Monday morning, I was relating this, which I thought was just a funny little story, to a couple of Dianic Witches whom I honor and respect. Then it came out: people were asking me about the Morrigan ritual being open because of what transpired Saturday night. There had just been a meeting, which I'd seen fliers for, about "Gender Discrimination at PantheaCon." Many things have already been written about this topic. I will try not to rehash too much of what my brothers and sisters have already said. Ruth Barrett, whose work, like Z Budapest's, was so important to my teenage spiritual formation, related some of her experiences at the meeting, which she attended, despite having nothing to do with the ritual in question. I will leave it to her to tell the tale. Trying to have an important, nuanced conversation as the vending area was starting to close shop, left too much in the "we need to talk more" realm. What I want to say is this: her response was strong, and heartfelt, and respectful. I do believe she is trying to walk her talk, whether I understand her fully or not. She is a woman whose legacy I respect.
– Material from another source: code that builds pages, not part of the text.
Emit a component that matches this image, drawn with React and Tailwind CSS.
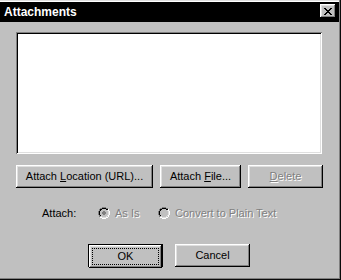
import React from 'react'

const raised =
  'shadow-[inset_-1px_-1px_#000,inset_1px_1px_#fff,inset_-2px_-2px_#808080,inset_2px_2px_#dfdfdf]'

function Button({ children, className = '', disabled }) {
  return (
    <div
      className={`flex h-[23px] items-center justify-center bg-[#c0c0c0] ${raised} ${
        disabled ? 'text-[#808080] [text-shadow:1px_1px_0_#fff]' : 'text-black'
      } ${className}`}>
      <span className="flex h-full w-full items-center justify-center whitespace-pre">{children}</span>
    </div>
  )
}

function CloseGlyph() {
  const rows = ['11000011', '01100110', '00111100', '00011000', '00111100', '01100110', '11000011']
  return (
    <svg width="8" height="7" viewBox="0 0 8 7" shapeRendering="crispEdges">
      {rows.map((r, y) =>
        r.split('').map((c, x) => (c === '1' ? <rect key={`${x}-${y}`} x={x} y={y} width="1" height="1" fill="#000" /> : null))
      )}
    </svg>
  )
}

function Radio({ checked }) {
  return (
    <svg width="12" height="12" viewBox="0 0 12 12" shapeRendering="crispEdges">
      <path d="M4 0h4v1H4zM2 1h2v1H2zM8 1h2v1H8zM1 2h1v2H1zM0 4h1v4H0zM1 8h1v2H1z" fill="#808080" />
      <path d="M4 1h4v1H4zM2 2h2v1H2zM8 2h2v1H8zM2 3h1v1H2zM1 4h1v4H1zM2 8h1v1H2z" fill="#000" />
      <path d="M10 2h1v2h-1zM11 4h1v4h-1zM10 8h1v2h-1zM8 10h2v1H8zM2 10h2v1H2zM4 11h4v1H4z" fill="#fff" />
      <path d="M9 3h1v1H9zM10 4h1v4h-1zM9 8h1v1H9zM8 9h1v1H8zM3 9h1v1H3zM4 10h4v1H4z" fill="#dfdfdf" />
      <path d="M4 2h4v1h1v1h1v4H9v1H8v1H4V9H3V8H2V4h1V3h1z" fill="#c0c0c0" />
      {checked && <path d="M5 4h2v1h1v2H7v1H5V7H4V5h1z" fill="#808080" />}
    </svg>
  )
}

export default function App() {
  return (
    <div
      className="flex h-[280px] w-[341px] flex-col bg-[#c0c0c0] pt-[2px] text-[11px] shadow-[inset_-1px_-1px_#0a0a0a,inset_-2px_-2px_#808080,inset_0_1px_#dfdfdf,inset_0_2px_#fff]"
      style={{ fontFamily: '"Liberation Sans", Arial, sans-serif' }}>
      <div className="mr-[2px] flex h-[20px] items-start justify-between bg-black pl-[4px] pr-[3px] pt-[2px]">
        <span className="pt-[1px] text-[12px] font-bold leading-[14px] text-white">Attachments</span>
        <div className={`flex h-[14px] w-[16px] items-center justify-center bg-[#c0c0c0] ${raised}`}>
          <CloseGlyph />
        </div>
      </div>

      <div className="flex flex-col pl-[16px]">
        <div className="mt-[10px] h-[122px] w-[306px] bg-white shadow-[inset_1px_1px_#808080,inset_-1px_-1px_#fff,inset_2px_2px_#000,inset_-2px_-2px_#dfdfdf]" />

        <div className="mt-[11px] flex">
          <Button className="w-[137px]">
            Attach <u>L</u>ocation (URL)...
          </Button>
          <Button className="ml-[7px] w-[81px]">
            Attach <u>F</u>ile...
          </Button>
          <Button className="ml-[7px] w-[75px]" disabled>
            <u>D</u>elete
          </Button>
        </div>

        <div className="mt-[17px] flex h-[16px] items-center pl-[26px]">
          <span className="w-[56px] text-black">Attach:</span>
          <Radio checked />
          <span className="ml-[5px] w-[43px] text-[#808080] [text-shadow:1px_1px_0_#fff]">As Is</span>
          <Radio />
          <span className="ml-[5px] text-[#808080] [text-shadow:1px_1px_0_#fff]">Convert to Plain Text</span>
        </div>

        <div className="mt-[23px] flex pl-[72px]">
          <div className="h-[23px] w-[75px] border border-black">
            <Button className="h-[21px] w-full p-[3px]">
              <span className="flex h-full w-full items-center justify-center border border-dotted border-black">
                OK
              </span>
            </Button>
          </div>
          <Button className="ml-[12px] w-[75px]">Cancel</Button>
        </div>
      </div>
    </div>
  )
}
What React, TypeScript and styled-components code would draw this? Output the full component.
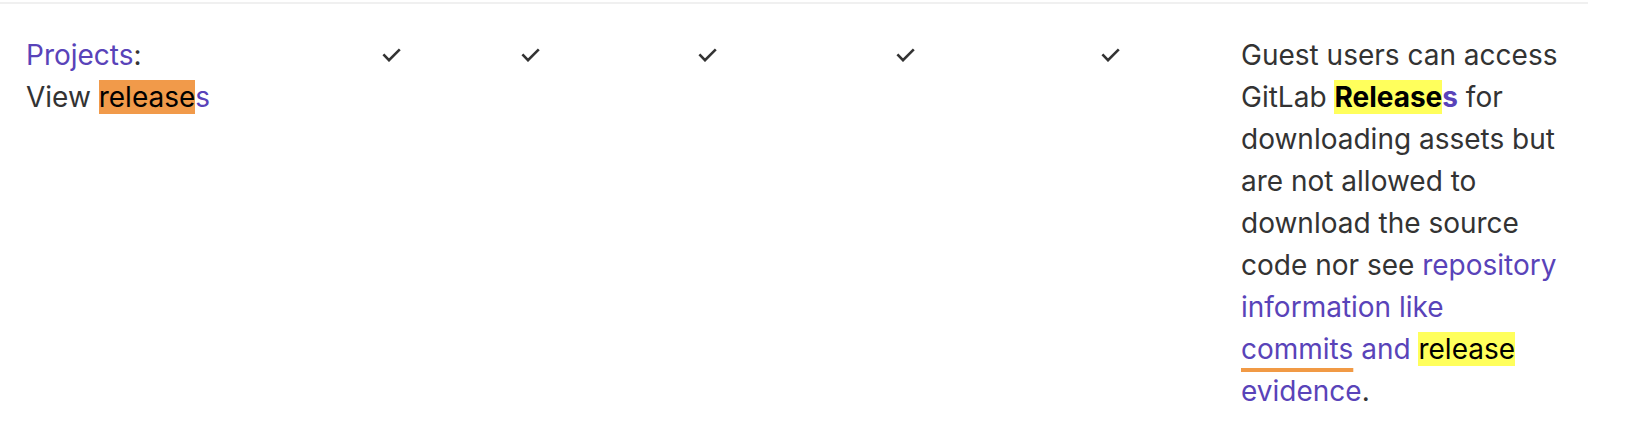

Ruth Barrett, Wendy Griffin, and other Dianics work a lot with women's blood mysteries and uterine magic. Despite being in their book, a "woman born woman," there is no way in which I relate to this, nor have I ever, even having tried valiantly, albeit briefly, in a women's coven in my early 20s. My menarche was a cause of anger because it made me late to a theater audition. It never made me feel more in touch with the moon and tides. Yeah. I'm queer like that. Polarity as a binary reality makes no sense to me theologically or literally.